The car was making good progress, and Mr Gedge had begun to feel a little better.

'Well, I'm only guessing, of course, but here is what I think must have happened. Lady Beatrice is engaged to an American boy named Franklyn... What
is
the matter with you to-day, Wellington?'

'Matter?'

'Why are you puffing like that?'

'Deep breathing,' whispered Mr Gedge. 'Good for you. Did you say Franklyn?'

'Yes. It was in all the papers. I remember reading about it when I was in a beauty-parlour with Mrs Willoughby Simms. She had got hold of a
Daily Mirror
and was looking at the photograph...'

'Photographs!'

'There was a photograph of Lady Beatrice...'

'And of this fellow Franklyn?'

'No. Only of Lady Beatrice. I was interested, of course, because I knew Mr Franklyn.'

'Knew him!'

'Well, I knew all about him, and I knew people in America who knew him.'

'Have you ever met him?' asked Mr Gedge, speaking in a thin, faint voice like the death-rattle of one of the smaller
infusoria.

'No, I never actually met him. But I've heard a great many stories about him. Everybody said he was very wild. He is the young man, if you remember, who came into a great deal of money when he left college some years ago. I always say it is a mistake for men to have money.'

The doctrine was one with which Mr Gedge was not in sympathy, and at another time he might have contested it with some warmth. But relief had rendered him incapable of speech. He was leaning back with closed eyes. Mrs Gedge, who always preferred a silent audience when she was talking, proceeded equably:

'Here is what I think must have happened. It looks to me very much as if this young man Franklyn had sneaked off to St Rocque on some escapade, and Lady Beatrice has found it out and has come to take him back. She said "a friend". It would have to be a very close friend to bring her all this way.'

Mr Gedge's relief had been of but brief duration. The question he was now asking himself, a question which made him feel as if snakes were crawling over him was this: What if this infernal girl's search for her errant
fiancé
led her to the Château Blissac? He had never been entirely easy about his heart, though several doctors had assured him of its perfect soundness. A little more of this, and there would, he was convinced, shortly be a lucrative job for the St Rocque undertaker.

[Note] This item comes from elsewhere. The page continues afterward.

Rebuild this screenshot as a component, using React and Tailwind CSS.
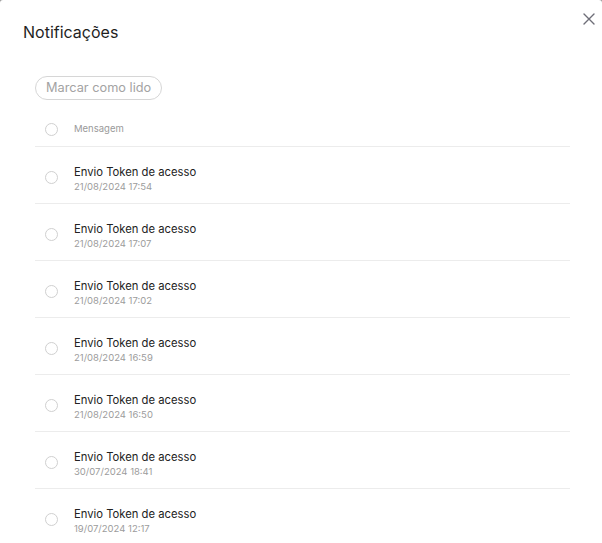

He awoke from these reflections to find that Mrs Gedge was asking him a question.

'Eh?'

'I said "How do you like the Vicomte?"'

The sensation of panic which had been gripping Mr Gedge had now to some extent subsided. It would be too much to say that he was at his ease once more, but he was telling himself that he had possibly overestimated the extent of his peril. After all, there was very little chance of the girl trailing Packy to the Château.

'He's fine,' he replied.

'You get on well together?'

'Oh, sure. There's one thing you'll notice about that bird,' said Mr Gedge, feeling that this ought to be made clear at once. 'You'll be surprised that he's a Frenchman.'

'Yes?'

'Very much surprised. You would almost take him for an American.'

'He has travelled quite a good deal in America, I believe.'

'That's right. Sure. That explains it. I just thought I'd mention it in case you wondered when you saw him. He talks like an American, too.'

'How is his appetite?'

Mr Gedge was puzzled.

'His appetite?'

'Yes. Is he eating enough?'

'Sure. Why?'

'Well,' said Mrs Gedge maternally, 'when I was in Paris arranging with his mother about taking the Château and she showed me all those photographs of him, it seemed to me that he was much too thin. Almost delicate, I thought he looked. Dissipation, I suppose.'

Mr Gedge made no comment on the diagnosis. He was leaning limply back in his seat blowing little air-bubbles. If the St Rocque undertaker could have beheld him now, he would have given him a very sharp look and instructed his assistants to get ready for the big rush of business.